India being a largely agrarian country sees Makarsankranti being celebrated by different names. It is known as Poush Parban or Poush Sankranti in West Bengal, Makarsankranti in the Hindi belt, Makara Chaula or Makara Mela in Odisha, Pongal and Bhogi in South India, Uttarayana in Gujarat, Magh Bihu in Assam, Lohri in Punjab and all filled with charming local activities.
The festival holds considerable importance, particularly for Hindus. Devotees assemble at rivers and large tanks for an early morning dip as cleansing oneself at the auspicious hours is believed to purify one’s soul. People also buy new objects for their households as it is believed to bring prosperity and good fortune all through the year.
Finally, the seasonal delicacies without which Indian festivals cannot be considered complete. Freshly harvested rice, sugarcane, jaggery, maize, sesame seeds and milk are essential ingredients of festive fare.

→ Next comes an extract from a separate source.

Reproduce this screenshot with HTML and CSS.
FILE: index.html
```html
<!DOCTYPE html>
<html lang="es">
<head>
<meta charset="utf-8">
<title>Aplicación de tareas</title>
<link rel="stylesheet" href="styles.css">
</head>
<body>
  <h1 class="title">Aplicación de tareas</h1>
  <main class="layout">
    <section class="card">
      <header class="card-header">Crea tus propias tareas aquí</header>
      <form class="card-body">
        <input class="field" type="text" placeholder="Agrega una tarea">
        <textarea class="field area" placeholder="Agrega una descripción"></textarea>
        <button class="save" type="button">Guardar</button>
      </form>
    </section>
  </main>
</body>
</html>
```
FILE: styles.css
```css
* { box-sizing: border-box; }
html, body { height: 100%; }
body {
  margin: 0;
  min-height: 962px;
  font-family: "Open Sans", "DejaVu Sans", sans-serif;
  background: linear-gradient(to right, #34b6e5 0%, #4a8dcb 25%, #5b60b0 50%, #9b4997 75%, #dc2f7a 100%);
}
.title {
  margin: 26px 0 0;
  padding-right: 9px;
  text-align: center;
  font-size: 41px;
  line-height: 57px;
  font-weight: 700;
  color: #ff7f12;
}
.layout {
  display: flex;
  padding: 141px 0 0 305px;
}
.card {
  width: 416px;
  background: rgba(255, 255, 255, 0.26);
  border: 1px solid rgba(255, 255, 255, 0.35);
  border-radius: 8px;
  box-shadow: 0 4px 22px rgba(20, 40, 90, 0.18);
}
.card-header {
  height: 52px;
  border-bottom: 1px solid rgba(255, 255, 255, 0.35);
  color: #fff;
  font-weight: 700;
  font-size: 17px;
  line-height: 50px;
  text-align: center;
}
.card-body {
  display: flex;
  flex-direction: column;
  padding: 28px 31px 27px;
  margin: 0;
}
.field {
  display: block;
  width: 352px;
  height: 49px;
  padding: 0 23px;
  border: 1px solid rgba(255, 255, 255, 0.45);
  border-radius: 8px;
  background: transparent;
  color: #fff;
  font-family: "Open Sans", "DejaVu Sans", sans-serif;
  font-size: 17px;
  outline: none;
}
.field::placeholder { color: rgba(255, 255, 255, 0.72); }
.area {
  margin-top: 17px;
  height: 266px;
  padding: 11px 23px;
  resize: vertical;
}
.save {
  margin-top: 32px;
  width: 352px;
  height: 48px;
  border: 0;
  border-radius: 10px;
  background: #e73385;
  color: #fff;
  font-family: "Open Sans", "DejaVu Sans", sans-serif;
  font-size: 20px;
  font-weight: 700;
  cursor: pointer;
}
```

Gangasagar Mela During Makarsankranti
The Ganga Sagar Mela is an event that is a testament to the vibrant cultural and spiritual tapestry of India. Held annually in Sagardwip, West Bengal, this annual fair has, over the years, earned the distinction of being the second- most popular mela in the country, second only to the Kumbh Mela. The festival draws a huge number of devotees who travel to the island of Sagar from all parts of the country to take part in rituals, seek spiritual purification, and celebrate with fervour with countrymen who have assembled there.

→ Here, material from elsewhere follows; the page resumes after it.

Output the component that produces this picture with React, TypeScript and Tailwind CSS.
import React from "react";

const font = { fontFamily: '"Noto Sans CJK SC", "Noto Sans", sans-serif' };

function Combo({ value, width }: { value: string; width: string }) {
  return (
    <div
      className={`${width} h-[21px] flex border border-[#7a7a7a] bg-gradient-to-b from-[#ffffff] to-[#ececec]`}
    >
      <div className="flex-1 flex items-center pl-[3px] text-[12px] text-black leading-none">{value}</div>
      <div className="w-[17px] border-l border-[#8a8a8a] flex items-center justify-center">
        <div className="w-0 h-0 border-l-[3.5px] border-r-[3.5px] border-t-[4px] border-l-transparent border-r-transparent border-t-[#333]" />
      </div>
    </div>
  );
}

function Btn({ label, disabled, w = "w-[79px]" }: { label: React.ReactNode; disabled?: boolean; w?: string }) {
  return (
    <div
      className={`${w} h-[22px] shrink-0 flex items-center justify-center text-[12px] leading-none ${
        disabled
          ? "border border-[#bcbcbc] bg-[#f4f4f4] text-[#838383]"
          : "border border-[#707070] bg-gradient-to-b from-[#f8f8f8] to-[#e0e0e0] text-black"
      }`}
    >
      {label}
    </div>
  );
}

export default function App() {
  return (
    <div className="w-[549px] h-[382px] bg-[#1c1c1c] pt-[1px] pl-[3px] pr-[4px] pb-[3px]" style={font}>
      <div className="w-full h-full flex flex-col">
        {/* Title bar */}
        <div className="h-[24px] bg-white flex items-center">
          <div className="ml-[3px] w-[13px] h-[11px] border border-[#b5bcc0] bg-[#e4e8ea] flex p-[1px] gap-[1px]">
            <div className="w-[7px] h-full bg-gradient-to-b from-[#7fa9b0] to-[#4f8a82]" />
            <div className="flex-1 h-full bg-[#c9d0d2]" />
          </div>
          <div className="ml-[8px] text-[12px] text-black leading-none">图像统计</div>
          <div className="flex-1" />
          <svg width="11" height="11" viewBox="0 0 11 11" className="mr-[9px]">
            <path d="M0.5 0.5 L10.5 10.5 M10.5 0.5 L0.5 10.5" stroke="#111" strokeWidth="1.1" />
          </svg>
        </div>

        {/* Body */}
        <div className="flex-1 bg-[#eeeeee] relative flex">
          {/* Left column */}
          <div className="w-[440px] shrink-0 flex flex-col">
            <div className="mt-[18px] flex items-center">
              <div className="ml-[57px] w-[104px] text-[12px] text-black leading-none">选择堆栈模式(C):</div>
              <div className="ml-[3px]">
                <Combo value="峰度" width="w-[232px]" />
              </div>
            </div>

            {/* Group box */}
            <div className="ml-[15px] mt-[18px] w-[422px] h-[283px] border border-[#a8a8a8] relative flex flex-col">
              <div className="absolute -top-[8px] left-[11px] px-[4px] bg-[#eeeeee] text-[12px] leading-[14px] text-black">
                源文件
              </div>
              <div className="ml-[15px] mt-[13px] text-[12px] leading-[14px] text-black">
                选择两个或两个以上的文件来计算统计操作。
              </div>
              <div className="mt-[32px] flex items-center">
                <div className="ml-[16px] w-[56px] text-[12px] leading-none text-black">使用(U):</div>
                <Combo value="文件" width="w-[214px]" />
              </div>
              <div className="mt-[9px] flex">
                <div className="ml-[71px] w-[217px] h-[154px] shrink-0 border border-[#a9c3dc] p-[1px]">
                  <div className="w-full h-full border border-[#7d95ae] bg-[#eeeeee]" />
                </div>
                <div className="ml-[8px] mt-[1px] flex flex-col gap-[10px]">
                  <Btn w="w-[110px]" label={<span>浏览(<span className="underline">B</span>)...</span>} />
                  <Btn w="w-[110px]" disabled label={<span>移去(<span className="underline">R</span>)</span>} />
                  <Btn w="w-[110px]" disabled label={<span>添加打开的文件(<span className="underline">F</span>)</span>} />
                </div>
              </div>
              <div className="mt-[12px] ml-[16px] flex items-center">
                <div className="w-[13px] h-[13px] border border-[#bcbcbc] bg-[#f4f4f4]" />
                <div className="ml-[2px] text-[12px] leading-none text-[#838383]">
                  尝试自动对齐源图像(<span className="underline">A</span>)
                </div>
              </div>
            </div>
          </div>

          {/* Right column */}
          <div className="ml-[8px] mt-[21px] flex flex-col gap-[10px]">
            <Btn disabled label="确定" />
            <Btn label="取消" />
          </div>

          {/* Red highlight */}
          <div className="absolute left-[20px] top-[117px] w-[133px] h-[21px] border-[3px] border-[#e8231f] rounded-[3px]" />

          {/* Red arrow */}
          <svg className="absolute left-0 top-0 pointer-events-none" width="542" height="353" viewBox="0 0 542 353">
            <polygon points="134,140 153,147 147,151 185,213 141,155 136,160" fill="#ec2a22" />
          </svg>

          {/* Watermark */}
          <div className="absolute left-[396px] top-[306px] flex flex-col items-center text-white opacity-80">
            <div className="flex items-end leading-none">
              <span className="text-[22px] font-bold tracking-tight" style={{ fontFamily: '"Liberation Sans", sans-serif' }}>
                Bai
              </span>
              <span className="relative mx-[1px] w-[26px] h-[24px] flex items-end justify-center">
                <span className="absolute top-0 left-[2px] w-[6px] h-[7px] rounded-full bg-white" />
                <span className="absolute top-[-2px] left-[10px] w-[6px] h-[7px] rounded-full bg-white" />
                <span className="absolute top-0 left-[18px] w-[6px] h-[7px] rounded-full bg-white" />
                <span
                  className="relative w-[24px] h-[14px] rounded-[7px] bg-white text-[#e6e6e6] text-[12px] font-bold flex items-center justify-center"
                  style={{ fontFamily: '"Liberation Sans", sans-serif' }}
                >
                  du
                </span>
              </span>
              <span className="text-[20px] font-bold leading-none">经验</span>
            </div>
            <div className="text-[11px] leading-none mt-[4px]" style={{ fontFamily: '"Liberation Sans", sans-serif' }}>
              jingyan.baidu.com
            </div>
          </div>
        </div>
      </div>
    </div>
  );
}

The Mela is a celebration of the myriad rituals, lamp lighting, and spiritual chants that fill the atmosphere in Sagardwip (the island of Sagar) creating a divine aura. Pilgrims from diverse backgrounds, races, socioeconomic classes and nationalities come together to participate in Gangasagar Mela forming a beautiful mosaic of spiritual unity. The culmination of the festival is marked by devotees worshiping Lord Surya, the Sun God, after their purifying dip.
Post the holy dip and bath in the early hours of the morning, pilgrims usually visit the temple of Kapil Muni, a revered sage in Hindu mythology. The temple has considerable spiritual significance to devotees visiting the Mela. Gangasagar Mela is celebrated on Makar Sankranti that usually falls either on the 14th or 15th of January every year. This year, the festival is being celebrated today.